Allen: Not too many people know this, but yes, I suffer from PTSD, even though it’s not combat-related. There are lots of us traumatized from car accidents, abusive parents, alcoholic backgrounds, sports injuries, you name it. In 2006, I visited Walter Reed Army Medical Center, and it was then I realized the severity of the problem with our warriors. It isn’t just physical, it’s the invisible injuries, too. When we started talking, I recognized that some of the places that they went, in a negative way, were the same places I would go. If I was mistreated, I could get really angry, go into a rage, or self-medicate. We had these things in common. It was an obvious relationship to me. Plus many of the warriors felt as if they knew me, having seen me play all these years, so there was this level of mutual trust. The least I can do is support them as they have supported me.

Clash: Most people with four limbs can’t drum to your pro level. How do you do it with just three?

Allen: What sparked my passion in the first place was listening to a real drum kit. No switches to turn on, no technology. It’s immediate, instant gratification. Whereas the electronic drum kit has a lot more thought behind it. I was able to put things on the kit in different places. I could put a kick drum where I could play it with my right hand. I could group drums together on my pedals that were arranged to play several different sounds at once. So there were all of these ways to have this hybrid drum kit. It made me think outside of the box, not get bogged in traditional placement of drums, but really be able to push the boundaries.

Clash: It must have been comforting to know that your fellow bandmates were willing to give you time to recover after your accident.

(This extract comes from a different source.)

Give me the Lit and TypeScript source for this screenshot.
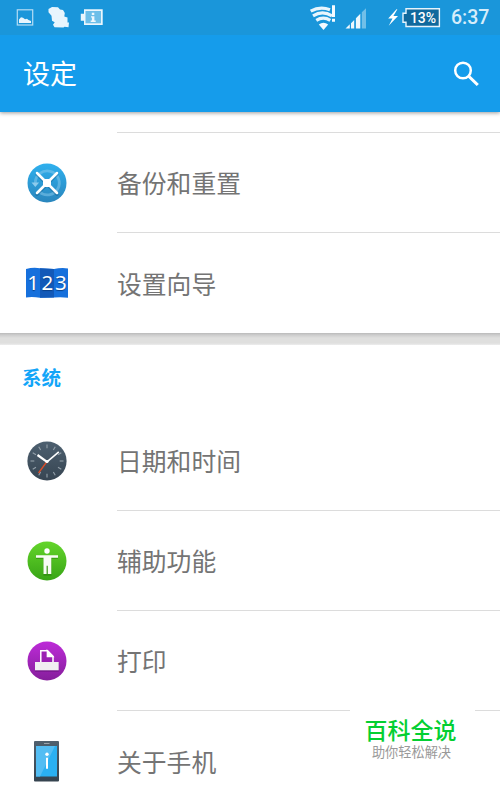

Allen: I don’t think people really understood what I was going through, the level of suffering. I tended to paint a rosy picture, act as if everything was okay. If I did that, everything would be okay. As a 21-year-old, it wasn’t on my radar to be in this situation. I was still full of dreams, tons and tons of energy. Having a car accident, especially one that took my arm, was not part of what I signed up for. The most important thing the guys did was give me time to make a decision as to whether I wanted to continue to play or not. The time that they gave me to myself, and to play, and play, and play, and play, was very valuable. Finally, it was my decision. I remember saying years ago that it’s not like I could consult with a book called, “One-Armed Drummers” [laughs]. Everything I did I had to figure out for myself.